** BEGIN Given data **

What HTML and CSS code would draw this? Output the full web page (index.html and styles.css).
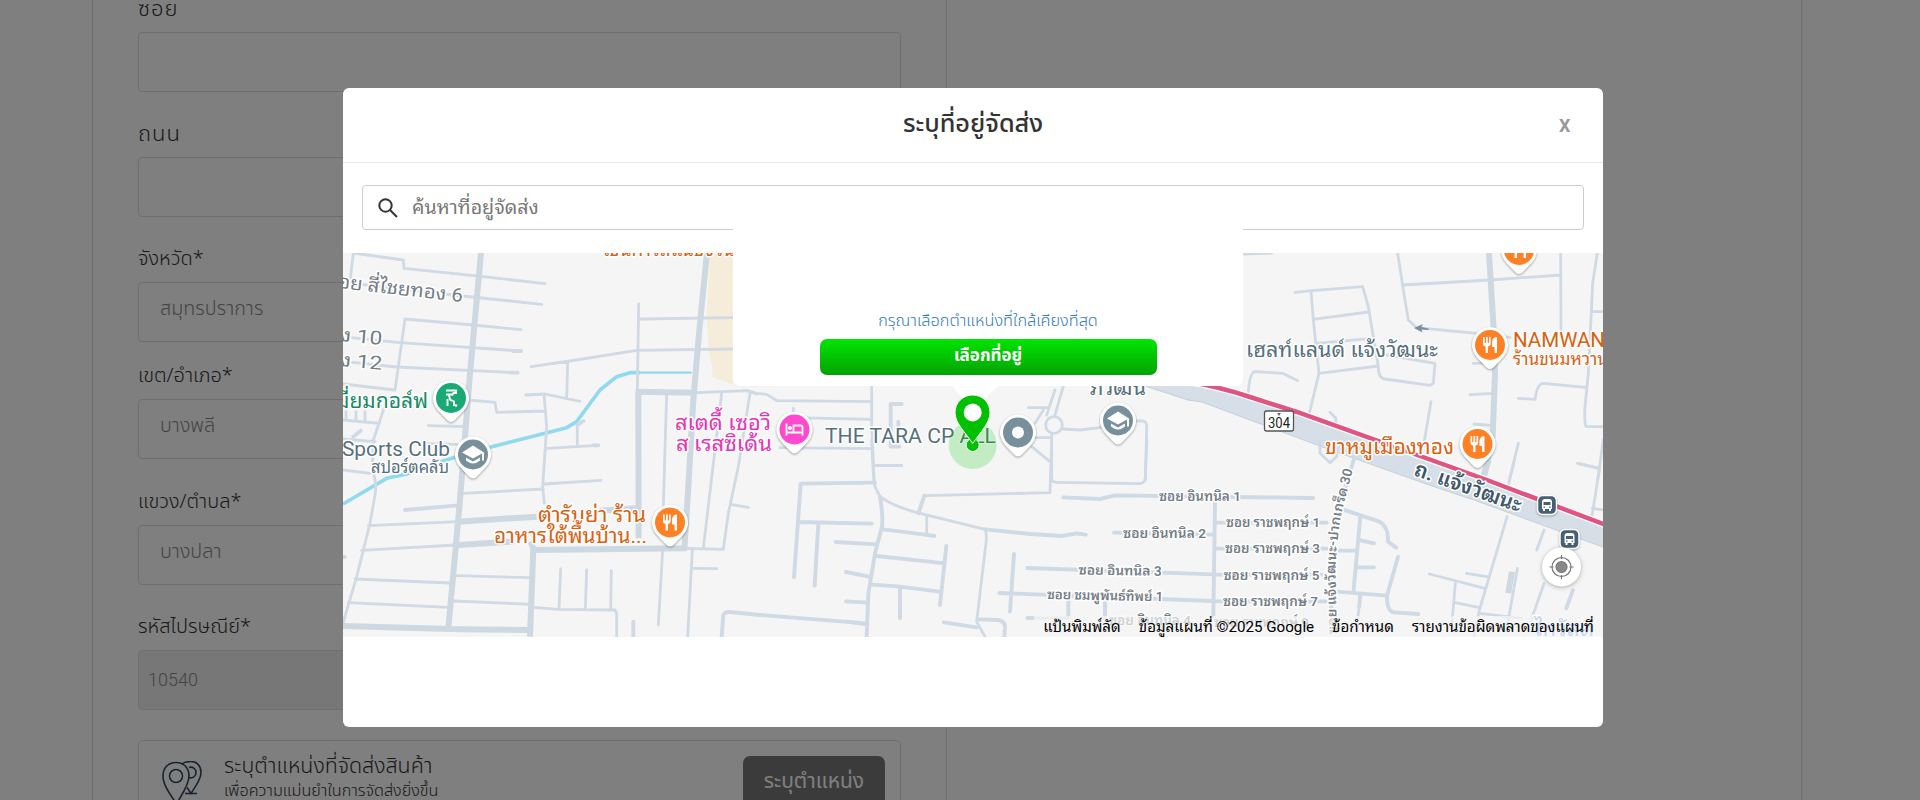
FILE: index.html
```html
<!DOCTYPE html>
<html lang="th">
<head>
<meta charset="utf-8">
<title>ระบุที่อยู่จัดส่ง</title>
<link rel="stylesheet" href="styles.css">
</head>
<body>
<main class="page">
  <section class="panel">
    <div class="field"><label class="label wide">ซอย</label><div class="input"></div></div>
    <div class="field"><label class="label wide">ถนน</label><div class="input"></div></div>
    <div class="field"><label class="label">จังหวัด*</label><div class="input select">สมุทรปราการ</div></div>
    <div class="field tight"><label class="label">เขต/อำเภอ*</label><div class="input select">บางพลี</div></div>
    <div class="field loose"><label class="label">แขวง/ตำบล*</label><div class="input select">บางปลา</div></div>
    <div class="field"><label class="label">รหัสไปรษณีย์*</label><div class="input disabled">10540</div></div>
    <div class="location">
      <svg class="location-icon" viewBox="0 0 40 46" width="40" height="46" fill="none" stroke="#33475b" stroke-width="1.6">
        <path d="M14 1.500C6 1.500 1 7 1 15c0 9 7 18 13.500 28C20 33 27 24 27 15 27 7 22 1.500 14 1.500z"/><circle cx="14" cy="15" r="6.500"/>
        <path d="M20 3c3-2.500 6-2.500 9-2.500 6 0 10 4.500 10 11 0 7-5 13-10 21l-4-6M27 6.500a5.300 5.300 0 1 1 0 10M23 32.500h12"/>
      </svg>
      <div class="location-text"><div class="location-title">ระบุตำแหน่งที่จัดส่งสินค้า</div><div class="location-sub">เพื่อความแม่นยำในการจัดส่งยิ่งขึ้น</div></div>
      <button class="location-btn">ระบุตำแหน่ง</button>
    </div>
  </section>
  <section class="panel"></section>
</main>
<div class="overlay">
  <div class="modal">
    <header class="modal-head"><h1 class="modal-title">ระบุที่อยู่จัดส่ง</h1><span class="close">X</span></header>
    <div class="search">
      <svg width="20" height="20" viewBox="0 0 20 20" fill="none" stroke="#333" stroke-width="2"><circle cx="7.500" cy="7.500" r="6.200"/><path d="M12 12l7 7"/></svg>
      <span class="placeholder">ค้นหาที่อยู่จัดส่ง</span>
    </div>
    <div class="map">
      <svg class="tiles" width="1260" height="384" viewBox="343 253 1260 384">
        <defs>
          <g id="pin"><path class="pin-shadow" d="M0-18A18 18 0 0 0-13 12.500L-4 22Q0 26 4 22L13 12.500A18 18 0 0 0 0-18z"/><circle r="15"/></g>
          <g id="cap" fill="#fff"><path d="M0-9L-11-2 0 4 9-1V6H11V-2z"/><path d="M-7 3L0 7 7 3V6Q0 12-7 6z"/></g>
          <g id="food" fill="#fff"><path d="M-7-8h1.700v6h1.300v-6h1.700v6h1.300v-6H.700v7Q.500 1-2 1.500V8h-2.400V1.500Q-7 1-7-1zM7-8V8H4.600V2H2V-3Q2.500-8 7-8z"/></g>
          <g id="bus"><rect class="bus-box" x="-9.500" y="-9.500" width="19" height="19" rx="5"/><path fill="#fff" fill-rule="evenodd" d="M-5-3Q-5-6-2-6H2Q5-6 5-3V4H4V6H2V4H-2V6H-4V4H-5zM-3.500-3V0H3.500V-3zM-3.500 1.500V2.700H-2V1.500zM2 1.500V2.700H3.500V1.500z"/></g>
          <path id="lane30" d="M1337 634L1335.500 570Q1337 530 1344 503L1355 462"/>
        </defs>
        <rect x="343" y="253" width="1260" height="384" fill="#f5f5f5"/>
        <g class="roads" transform="translate(340 240) scale(.33333)">
          <path class="field-area" d="M1110 39H1178V437H1310V439H1190L1118 410 1115 370 1106 330 1100 230z"/>
          <path class="water" d="M9 792L140 715 200 702 310 662 450 622 680 563 710 545 780 450 830 410 870 398H900"/><path class="water thin" d="M890 398H1055"/>
          <path d="M40 39L30 125M40 39L190 60 192 85 430 110 615 131M0 126L340 165 605 193M165 450L195 237 400 255 543 269M0 290L180 308 543 333M0 363L170 381 533 398M9 432L165 450M9 540L118 550M132 505L100 600 97 690Q112 730 105 765L90 850 50 1010 9 1150M9 690L90 700M18 515V540M48 515V542M75 515V544M9 597L105 605M265 557L380 560M240 610L350 613M385 480L465 487 470 517 615 513M557 465L615 462 720 484M612 462L620 560 608 740 613 790M683 365L680 475M573 380L690 363 890 331 1178 327M896 192L892 455M900 237L1178 233M620 625L775 616M712 620V555M612 732L783 721M370 760L610 747M85 857L355 845M65 931L345 915M45 1017L330 1029M25 1088L325 1102M350 1007L570 1013M343 1083L575 1093M582 1102L655 1108 825 1110 830 1120V1190M662 987L657 1105M740 990L736 1105M814 992L812 1108M1070 458L1220 452 1250 462M980 460L970 800M1145 460L1090 925M1230 460L1195 680 1165 820 1150 927M1040 925L1150 928M968 930L955 1155M1057 930L1043 1190M1060 985L1130 986M1172 793L1225 802"/>
          <path class="mid" d="M195 810L355 796M520 333H543M512 398H533M712 555L730 543M40 590L62 572M880 1145V1190M1145 1190L1150 1125Q1155 1115 1170 1116L1260 1125 1578 1150M760 616H775M9 951H14"/>
          <path class="big" d="M423 39L390 400 360 780 325 1165M1101 39L1078 270 1060 480 1045 740 1033 930M887 455L1063 458M895 455L896 895M355 845L590 830M780 812L890 805M355 915L520 905M572 905L580 925 570 1190M575 930L1040 925M9 1158L360 1168 575 1170"/>
        </g>
        <g class="roads" transform="translate(730 230) scale(.33333)">
          <path d="M50 482L80 490 110 493 140 512 425 515M425 468V580L432 750M190 535V653M190 563L425 568M150 653L425 656M430 707H515M895 533H955M975 480L950 555M1000 468L975 555M1000 597L1050 600 1115 592M1215 573H1240Q1250 575 1250 590L1246 750M915 623H960M905 650L960 695M965 610V750M940 540L915 580"/>
          <circle cx="972" cy="585" r="25"/>
          <path class="mid" d="M515 522H482V650H508M505 575V600"/>
        </g>
        <g class="roads" transform="translate(740 440) scale(.33333)">
          <path d="M395 0L400 100 405 140 420 170Q460 200 540 220L735 268M400 76H485M560 230V283M735 268Q740 280 739 300L710 545 735 590M535 220L553 167 930 158 935 0M935 115Q935 127 950 127L1200 131Q1218 130 1216 105L1221 0M880 534H985"/>
          <path class="mid" d="M405 128L182 131 162 412M175 246L395 251M235 250L224 437M420 170Q430 230 426 260L405 340 385 460 380 590M430 268L555 284 583 288M287 306L410 313M410 348L615 370M619 318L600 495M318 396L388 410M390 433L480 440 598 455M480 440V535M318 484L382 488M320 545L380 553M735 268L870 282 965 288 1010 280 1037 284M612 547L710 562M715 538L775 540Q795 545 795 560L793 590M535 220L553 167M970 172L1080 177 1125 166 1720 174M822 342L810 515M778 459L1420 483M862 384L1420 403M862 534H880M985 534V480M1095 530V485M1122 278L1420 284M1425 190L1420 530M1425 248H1760M1425 326H1760M1425 404H1760M1425 484H1760"/>
        </g>
        <path d="M1145 386L1188 400 1202 402 1250 420 1320 446 1359 460 1429 485 1474 500 1611 550V526L1487 482 1297 414 1203 386z" fill="#d6dfe7"/>
        <path d="M1145 386L1188 400 1202 402 1250 420 1320 446 1359 460 1429 485 1474 500 1611 550" fill="none" stroke="#c5d0da"/>
        <g class="roads" transform="translate(1220 240) scale(.33333)">
          <path d="M69 42L155 39M533 39L550 150 565 240 590 263 770 280 870 292M548 135L810 120 1022 105M1022 39L1023 270M1132 39L1118 130 1105 400 1095 500Q1092 560 1100 560H1150M1118 215H1150M225 157L275 152 428 140 445 200 460 290 475 380Q475 415 495 417L630 436 640 430 645 370 500 345M273 152L280 240 297 400 268 520M280 238L445 216M290 310L455 295M297 400L475 378M85 455Q90 395 105 395L188 400 233 422M760 370H820M750 464L820 460M762 552L815 556M895 475L945 478Q952 430 970 430L1098 442M633 485L610 620M895 610L868 720M1075 670L1135 685M1150 600L1133 720M330 517L348 535V560M300 600V640L330 668 350 650V625"/>
          <path class="big" d="M807 39L820 250 825 400 818 590 790 720"/>
        </g>
        <g class="roads" transform="translate(1030 460) scale(.36986 .33333)">
          <path d="M893 405L885 490M1080 342L1230 385M1180 340L1235 350M1310 0L1290 90M1290 170L1215 450 1200 530M1150 370L1140 500M1150 428L1215 443M1390 210L1370 270M1318 325L1290 500M1390 370L1355 480M1480 10L1540 25 1520 165M1520 145L1550 150M1215 460L1330 475"/>
          <path class="mid" d="M875 0L820 200 812 520M845 148L945 185Q970 200 968 245L990 263M893 170L875 390M830 272H880M890 240L930 250M880 322H930M830 395L965 407 995 290M965 407Q965 455 985 457L1050 462M893 405L890 440M1468 390L1450 445"/>
          <path class="big" d="M1303 335L1293 400M1240 0L1225 50"/>
        </g>
        <path class="route-case" d="M1190 382Q1220 387 1250 397L1297 412 1487 480 1611 527"/><path class="route" d="M1190 382Q1220 387 1250 397L1297 412 1487 480 1611 527"/>
        <rect x="1264.500" y="411" width="29" height="20" rx="2" fill="#fff" stroke="#555" stroke-width="1.300"/>
        <text x="1268" y="427.500" textLength="22" lengthAdjust="spacingAndGlyphs" class="shield">304</text><path d="M1277 413h4l-2 3z" fill="#566d7c"/>
        <path d="M1414 328l9-4-1.500 3 7 1.500v1.500l-7-.500 1 3z" fill="#7b909c"/>
        <g class="txt street large">
          <text transform="translate(326 286.500) rotate(6.500)" textLength="137" lengthAdjust="spacingAndGlyphs">ซอย สี่ไชยทอง 6</text>
          <text transform="translate(339 341) rotate(5)" textLength="43" lengthAdjust="spacingAndGlyphs">ง 10</text>
          <text transform="translate(339 366) rotate(5)" textLength="43" lengthAdjust="spacingAndGlyphs">ง 12</text>
        </g>
        <g class="txt street">
          <text x="1159" y="501" textLength="82" lengthAdjust="spacingAndGlyphs">ซอย อินทนิล 1</text><text x="1123" y="538" textLength="83" lengthAdjust="spacingAndGlyphs">ซอย อินทนิล 2</text>
          <text transform="translate(1078.500 574.500) rotate(1)" textLength="83" lengthAdjust="spacingAndGlyphs">ซอย อินทนิล 3</text><text transform="translate(1047 599) rotate(1.200)" textLength="116" lengthAdjust="spacingAndGlyphs">ซอย ชมพูพันธ์ทิพย์ 1</text>
          <text x="1109" y="625" textLength="82" lengthAdjust="spacingAndGlyphs">ซอย อินทนิล 4</text>
          <text x="1226" y="527" textLength="94" lengthAdjust="spacingAndGlyphs">ซอย ราชพฤกษ์ 1</text><text x="1225" y="553" textLength="95" lengthAdjust="spacingAndGlyphs">ซอย ราชพฤกษ์ 3</text><text x="1223.500" y="580" textLength="96" lengthAdjust="spacingAndGlyphs">ซอย ราชพฤกษ์ 5</text><text x="1223" y="606" textLength="95" lengthAdjust="spacingAndGlyphs">ซอย ราชพฤกษ์ 7</text><text x="1214" y="627" textLength="95" lengthAdjust="spacingAndGlyphs">ซอย ราชพฤกษ์ 9</text>
          <text><textPath href="#lane30" textLength="166" lengthAdjust="spacingAndGlyphs">ซอย แจ้งวัฒนะ-ปากเกร็ด 30</textPath></text>
        </g>
        <text class="txt highway" transform="translate(1413 475) rotate(19.500)" textLength="112" lengthAdjust="spacingAndGlyphs">ถ. แจ้งวัฒนะ</text>
        <g class="txt poi">
          <g fill="#d9600d"><text x="603" y="256" textLength="132" lengthAdjust="spacingAndGlyphs">เขนการสแนชงวิน</text><text x="538" y="522" textLength="108" lengthAdjust="spacingAndGlyphs">ตำรับย่า ร้าน</text><text x="494" y="543" textLength="153" lengthAdjust="spacingAndGlyphs">อาหารใต้พื้นบ้าน...</text><text x="1325" y="454" textLength="129" lengthAdjust="spacingAndGlyphs">ขาหมูเมืองทอง</text><text x="1513" y="347" textLength="92" lengthAdjust="spacingAndGlyphs">NAMWAN</text><text class="sub" x="1513" y="365" textLength="95" lengthAdjust="spacingAndGlyphs">ร้านขนมหวาน</text></g>
          <text x="336" y="408" textLength="92" lengthAdjust="spacingAndGlyphs" fill="#158b62">มี่ยมกอล์ฟ</text>
          <g fill="#e534b8"><text x="675" y="430" textLength="96" lengthAdjust="spacingAndGlyphs">สเตดี้ เซอวิ</text><text x="676" y="451" textLength="96" lengthAdjust="spacingAndGlyphs">ส เรสซิเด้น</text></g>
          <g fill="#566f7d"><text x="342" y="456" textLength="108" lengthAdjust="spacingAndGlyphs">Sports Club</text><text class="sub" x="371" y="473" textLength="78" lengthAdjust="spacingAndGlyphs">สปอร์ตคลับ</text><text x="825" y="442.500" textLength="171" lengthAdjust="spacingAndGlyphs">THE TARA CP ALL</text><text x="1090" y="395" textLength="56" lengthAdjust="spacingAndGlyphs">ภิวัฒน์</text><text x="1246" y="357" textLength="192" lengthAdjust="spacingAndGlyphs">เฮลท์แลนด์ แจ้งวัฒนะ</text></g>
          <text x="1534" y="636" textLength="60" lengthAdjust="spacingAndGlyphs" fill="#5b8def">ไทวัสดุ</text>
        </g>
        <g fill="#19a974" transform="translate(451 398)"><use href="#pin"/><path d="M-5-7.500H5V-5H2.500L1-2.500M-5-3.500H1M-2-3L-1 1.500 3 3.500V8M-3.500 1V8" fill="none" stroke="#fff" stroke-width="1.900"/><circle cx="5" cy="7.500" r="1.300" fill="#fff"/></g>
        <g fill="#78909c"><g transform="translate(473 454.500)"><use href="#pin"/><use href="#cap"/></g><g transform="translate(1118 420.500)"><use href="#pin"/><use href="#cap"/></g><g transform="translate(1018 432.500)"><use href="#pin"/><circle r="6" fill="#fff"/></g></g>
        <g fill="#ff49ce" transform="translate(794.500 429.500)"><use href="#pin"/><path d="M-8-6V6M-8 3H8V6M8 3V-2Q8-4 6-4H-1V3" fill="none" stroke="#fff" stroke-width="1.800"/><circle cx="-4.500" cy="-1.500" r="2" fill="#fff"/></g>
        <g fill="#ff8126"><g transform="translate(670 522.500)"><use href="#pin"/><use href="#food"/></g><g transform="translate(1490 345)"><use href="#pin"/><use href="#food"/></g><g transform="translate(1477.500 444)"><use href="#pin"/><use href="#food"/></g><g transform="translate(1519 250)"><use href="#pin"/><use href="#food"/></g></g>
        <use href="#bus" x="1547" y="505"/><use href="#bus" x="1569.500" y="539"/>
        <circle cx="972.700" cy="445" r="24" fill="#00c800" fill-opacity=".2"/>
        <path d="M951 385H999L973 410z" fill="#fff"/>
        <circle cx="972.700" cy="445" r="6.500" fill="#00c000" stroke="#fff"/>
        <path d="M972.700 395C963 395 955 402.500 955 412.500 955 423 965 432 972.700 443.500 980.500 432 990 423 990 412.500 990 402.500 982.500 395 972.700 395z" fill="#00c000" stroke="#fff"/><circle cx="972.700" cy="412.500" r="9" fill="#fff"/>
        <g class="locate" transform="translate(1561.500 567)"><circle class="locate-bg" r="19.500"/><circle r="5.500" fill="#888"/><path d="M0-12V-8M0 12V8M-12 0H-8M12 0H8" /><circle r="9.500" fill="none"/></g>
      </svg>
      <div class="credits"><span>แป้นพิมพ์ลัด</span><span>ข้อมูลแผนที่ ©2025 Google</span><span>ข้อกำหนด</span><span>รายงานข้อผิดพลาดของแผนที่</span></div>
      <div class="info"><div class="info-hint">กรุณาเลือกตำแหน่งที่ใกล้เคียงที่สุด</div><button class="info-btn">เลือกที่อยู่</button></div>
    </div>
  </div>
</div>
</body>
</html>
```
FILE: styles.css
```css
* { box-sizing: border-box; }
body { margin: 0; height: 800px; overflow: hidden; background: #fff; color: #333; font-family: "Noto Sans Thai", Roboto, "Liberation Sans", sans-serif; }
.page { display: flex; width: 1710px; height: 800px; margin-left: 92px; border-left: 1px solid #ddd; border-right: 1px solid #ddd; overflow: hidden; }
.panel { width: 853px; padding: 0 45px; flex: none; }
.panel + .panel { border-left: 1px solid #ddd; width: 855px; }
.field { margin-bottom: 25px; }
.field:first-child { margin-top: -8px; }
.field.tight { margin-top: -8px; margin-bottom: 26px; }
.label { display: block; height: 40px; line-height: 34px; font-size: 20px; font-weight: 300; white-space: nowrap; }
.label.wide { font-size: 22px; letter-spacing: 1px; line-height: 35px; }
.input { height: 60px; border: 1px solid #ddd; border-radius: 4px; padding-left: 21px; line-height: 53px; font-size: 19.800px; font-weight: 300; color: #888; }
.input.disabled { background: #eee; padding-left: 9px; line-height: 57px; font: 300 18px/57px Roboto, sans-serif; }
.location { display: flex; align-items: flex-start; height: 100px; margin-top: 30px; border: 1px solid #ddd; border-radius: 5px; padding: 15px 15px 0 23px; }
.location-icon { flex: none; margin-top: 5px; }
.location-text { flex: 1; margin-left: 22px; white-space: nowrap; font-weight: 300; }
.location-title { font-size: 21.400px; line-height: 22px; height: 23px; }
.location-sub { font-size: 16.200px; line-height: 24px; }
.location-btn { width: 142px; height: 54px; border: 0; border-radius: 7px; background: #777; color: #fff; font: 21px "Noto Sans Thai", sans-serif; padding: 0 0 4px; }
.overlay { position: absolute; inset: 0; background: rgba(0, 0, 0, .5); overflow: hidden; }
.modal { width: 1260px; height: 639px; margin: 88px 0 0 343px; background: #fff; border-radius: 6px; display: flex; flex-direction: column; }
.modal-head { display: grid; grid-template-columns: 60px 1fr 60px; height: 75px; border-bottom: 1px solid #e8e8e8; align-items: center; }
.modal-title { grid-column: 2; margin: 0; padding-bottom: 2px; text-align: center; font-size: 25.300px; font-weight: 500; line-height: 40px; }
.close { font: bold 18px Roboto, sans-serif; color: #999; padding-left: 16px; }
.search { display: flex; align-items: center; height: 45px; margin: 22px 19px 23px; border: 1px solid #ccc; border-radius: 4px; padding-left: 15px; }
.placeholder { margin-left: 14px; font: 19.600px/24px Roboto, "Noto Sans Thai Looped", Loma, Garuda, Umpush, Waree, "Noto Sans Thai", sans-serif; color: #777; white-space: nowrap; }
.map { position: relative; width: 1260px; height: 384px; }
.tiles { display: block; }
.roads { fill: none; stroke: #cfdae4; stroke-linejoin: round; stroke-linecap: round; }
.roads path, .roads circle { vector-effect: non-scaling-stroke; stroke-width: 2.800px; }
.roads .mid { stroke-width: 3.900px; }
.roads .big { stroke: #cdd8e1; stroke-width: 6px; stroke-linecap: butt; }
.roads .water { stroke: #8fdaee; stroke-width: 3.600px; stroke-linecap: butt; }
.roads .water.thin { stroke-width: 2.200px; }
.roads .field-area { fill: #f6ecda; stroke: none; }
.route, .route-case { fill: none; stroke: #df5480; stroke-width: 4.500px; }
.route-case { stroke: #fff; stroke-width: 7px; }
.txt { font-family: Roboto, "Noto Sans Thai Looped", Loma, Garuda, Umpush, Waree, "Noto Sans Thai", sans-serif; paint-order: stroke; stroke: #fff; stroke-width: 3px; stroke-linejoin: round; }
.poi { font-size: 21px; }
.poi .sub { font-size: 17px; }
.street { font-size: 13.500px; font-weight: 600; fill: #747d86; }
.large { font-size: 19px; font-weight: 400; }
.highway { font-size: 21px; font-weight: 600; fill: #40566a; }
.shield { font: 15px Roboto, sans-serif; fill: #222; }
.pin-shadow { fill: #fff; filter: drop-shadow(0 1px 1px rgba(0, 0, 0, .35)); }
.bus-box { fill: #465f75; stroke: #fff; stroke-width: 1.500px; filter: drop-shadow(0 1px 1px rgba(0, 0, 0, .3)); }
.locate { stroke: #777; stroke-width: 1.200px; }
.locate-bg { fill: #fff; stroke: none; filter: drop-shadow(0 1px 2px rgba(0, 0, 0, .3)); }
.credits { position: absolute; right: 0; bottom: 0; width: 569px; height: 21px; background: rgba(245, 245, 245, .7); display: flex; justify-content: flex-end; gap: 18px; padding-right: 9px; font: 15.150px/22px Roboto, "Noto Sans Thai Looped", Loma, Garuda, Umpush, Waree, "Noto Sans Thai", sans-serif; color: #000; white-space: nowrap; }
.info { position: absolute; left: 390px; top: -24px; width: 510px; height: 157px; border-radius: 0 0 7px 7px; background: #fff; display: flex; flex-direction: column; align-items: center; justify-content: flex-end; padding-bottom: 11px; }
.info-hint { font-size: 16.300px; font-weight: 300; color: #337ab7; line-height: 24px; margin-bottom: 6px; white-space: nowrap; }
.info-btn { width: 337px; height: 36px; padding: 0 0 3px; border: 0; border-radius: 7px; color: #fff; font: bold 17px "Noto Sans Thai", sans-serif; background: linear-gradient(#00e500, #05a205); }
```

** END Given data **

(Given instruction):
Search the data for the string "styles" and copy each line where it appears.

(Full output):
What HTML and CSS code would draw this? Output the full web page (index.html and styles.css).
<link rel="stylesheet" href="styles.css">
FILE: styles.css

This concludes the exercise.